1. Yeah, that's warm alright.
2. I *think* Midea was the brand of portable A/C we had a few years ago. It wasn't too bad as that type of unit goes.
3. Do you get your A/C serviced every year, i.e. pressure checked, fins cleaned? Compressor could be good for a while yet if it's still reasonably smooth - fingers crossed.
4. What is the appeal of living where you do again?
a1) Yep but expected. As is the "it's getting hot now" convo you have with random people when you have to make small talk.
a2) Good to know. Not stuck on that brand particularly just thought the A/C split by window as interesting.
a3) Yes. I've also turn air up from 75 to 82 during the day to reduce stress on my unit.
a4) Sometimes not much. Can't always choose where you live. Taking care of mom who's losing it mentally so I can't go anywhere else anytime soon. No snow and little rain to deal with is something at least. And when it does rain it's an event and interesting.
I would go berserk seeing 110+ days in May. Heck, I'd go berserk seeing them any time of year. 80s is already very uncomfortable, 90s is borderline intolerable. Anything higher is life-threatening. What do you do in a place like Arizona if the power goes out? Seriously, you can literally die from the extreme heat.
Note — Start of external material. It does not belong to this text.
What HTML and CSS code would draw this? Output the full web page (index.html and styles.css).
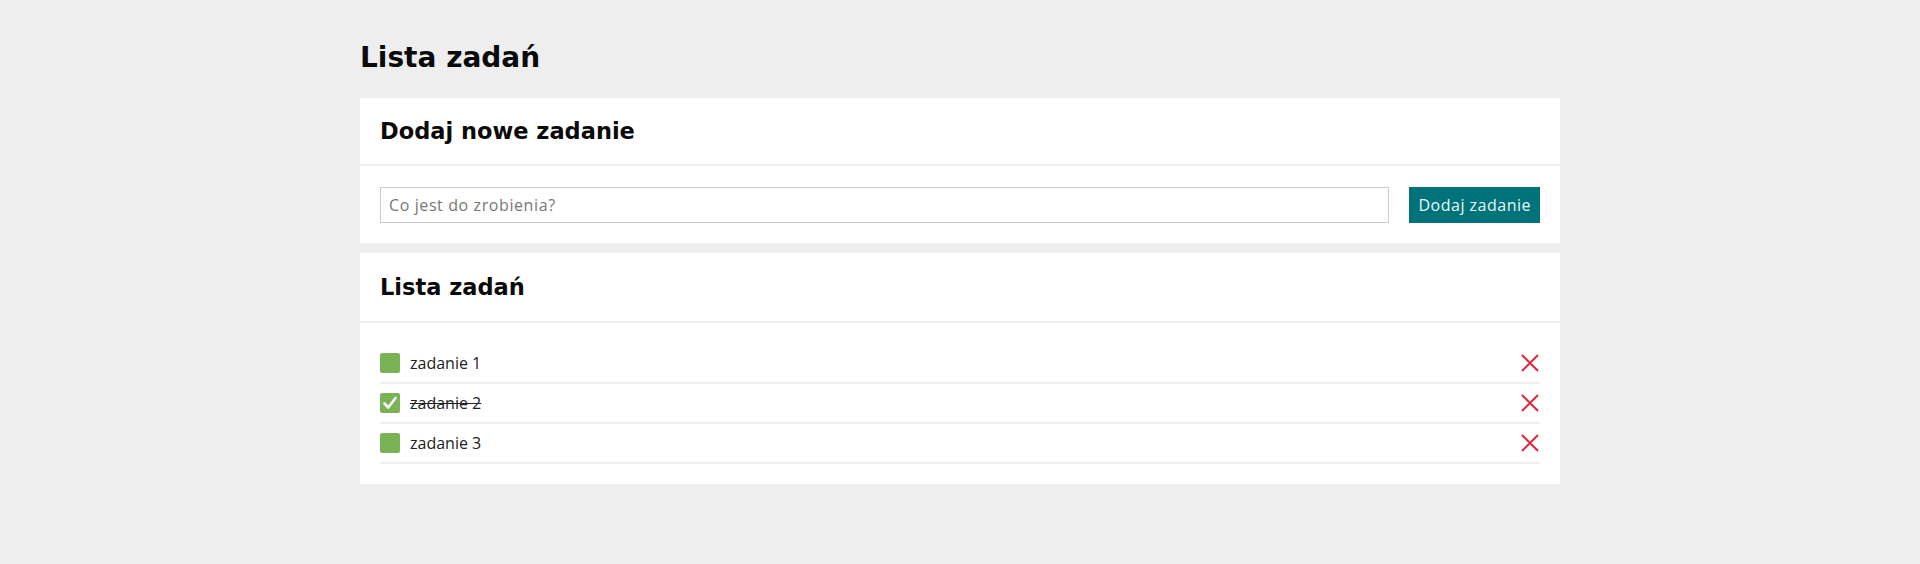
FILE: index.html
```html
<!DOCTYPE html>
<html lang="pl">
<head>
<meta charset="utf-8">
<title>Lista zadań</title>
<link rel="stylesheet" href="styles.css">
</head>
<body>
<div class="container">
  <h1 class="page-title">Lista zadań</h1>
  <section class="card">
    <header class="card-header"><h2>Dodaj nowe zadanie</h2></header>
    <div class="card-body add-form">
      <input class="task-input" type="text" placeholder="Co jest do zrobienia?">
      <button class="btn-add">Dodaj zadanie</button>
    </div>
  </section>
  <section class="card">
    <header class="card-header card-header-tall"><h2>Lista zadań</h2></header>
    <div class="card-body">
      <ul class="task-list">
        <li class="task">
          <span class="check"></span>
          <span class="task-name">zadanie 1</span>
          <svg class="del" viewBox="0 0 18 18"><path d="M1 1L17 17M17 1L1 17"/></svg>
        </li>
        <li class="task done">
          <span class="check"><svg viewBox="0 0 20 20"><path d="M4.5 10.5L8.3 14.5L15.5 5"/></svg></span>
          <span class="task-name">zadanie 2</span>
          <svg class="del" viewBox="0 0 18 18"><path d="M1 1L17 17M17 1L1 17"/></svg>
        </li>
        <li class="task">
          <span class="check"></span>
          <span class="task-name">zadanie 3</span>
          <svg class="del" viewBox="0 0 18 18"><path d="M1 1L17 17M17 1L1 17"/></svg>
        </li>
      </ul>
    </div>
  </section>
</div>
</body>
</html>
```
FILE: styles.css
```css
* { box-sizing: border-box; }
body {
  margin: 0;
  background: #eeeeee;
  font-family: "Open Sans", "DejaVu Sans", sans-serif;
  color: #111;
}
.container {
  width: 1200px;
  margin: 0 auto;
  padding-top: 40px;
}
.page-title {
  margin: 0 0 22px;
  font-family: "DejaVu Sans", "Open Sans", sans-serif;
  font-size: 28px;
  line-height: 36px;
  font-weight: 700;
  color: #0a0a0a;
}
.card {
  background: #fff;
  margin-bottom: 10px;
}
.card-header {
  padding: 20px 20px 19px;
  border-bottom: 2px solid #eeeeee;
}
.card-header-tall {
  padding-top: 21px;
  padding-bottom: 20px;
}
.card-header h2 {
  margin: 0;
  font-family: "DejaVu Sans", "Open Sans", sans-serif;
  font-size: 22.5px;
  line-height: 27px;
  font-weight: 700;
  color: #0a0a0a;
}
.card-body {
  padding: 21px 20px 20px;
}
.add-form {
  display: flex;
  gap: 20px;
}
.task-input {
  flex: 1;
  height: 36px;
  border: 1px solid #cccccc;
  padding: 0 8px;
  font-family: inherit;
  font-size: 16px;
  letter-spacing: 0.6px;
  color: #333;
  outline: none;
}
.task-input::placeholder { color: #777; }
.btn-add {
  height: 36px;
  border: none;
  background: #00727a;
  color: #e8f6f6;
  font-family: inherit;
  font-size: 16px;
  letter-spacing: 0.5px;
  padding: 0 9px;
  cursor: pointer;
}
.task-list {
  list-style: none;
  margin: 0;
  padding: 0;
}
.task {
  display: flex;
  align-items: center;
  height: 40px;
  border-bottom: 2px solid #eeeeee;
}
.check {
  width: 20px;
  height: 20px;
  border-radius: 2px;
  background: #7ab356;
  margin-right: 10px;
  display: flex;
}
.check svg {
  width: 20px;
  height: 20px;
  fill: none;
  stroke: #fff;
  stroke-width: 2.6;
  stroke-linecap: round;
  stroke-linejoin: round;
}
.task-name {
  flex: 1;
  font-size: 16px;
  font-weight: 400;
  color: #222;
}
.done .task-name { text-decoration: line-through; }
.del {
  width: 18px;
  height: 18px;
  fill: none;
  stroke: #dc2f45;
  stroke-width: 2.2;
  margin-right: 1px;
}
```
Yeah 110+ is crazy but you just don't go outside so you are fine. Not working or traveling out of your house is painful. When I park the car I not only put the reflectix window shade in the window I drape a white towel over steering wheel to ensure it's not 195F when I get in car. I also have a small hand towel that I soak from a water bottle and whip down to help cool any plastic/metal parts on dash, door, seat belt buckle, shifter, etc. A/C can cool car faster is there are not a bunch of 195F surfaces. OCD maybe but I think it helps.
I think we've lost power for a total of 3 hours the last 15 years I've lived here. Maybe one hour for every 50,000 lived. Not too common. And unless the outage was many multiple hours in the summer I'd be OK.
I can see the appeal of living out in AZ. Lot of great scenery/parks and depending on where you might live, somewhat affordable housing. The heat is a killer though.
@jtr1962 I'd expect that A/C outages during peak summer seasons would be similar to how our area would need to deal with loss of heat or electricity in the winter.
Yeah Humidity sucks. Not a whole lot here but the monsoon season can get humid. Crazy being in a sudden downpour and being hot and sticky in 95F rainy temps.
Housing is not too bad outside the major cities. Interesting note: AZ is the fifth on the list of states with cities over 100k population. I would have never guessed that. AZ isn't all dessert. Phoenix isn't right next to large national parks but it is centrally located next those in AZ, Utah, CA, etc. I do wish I lived a bit further north or a bit higher in elevation so it would get cooler at night.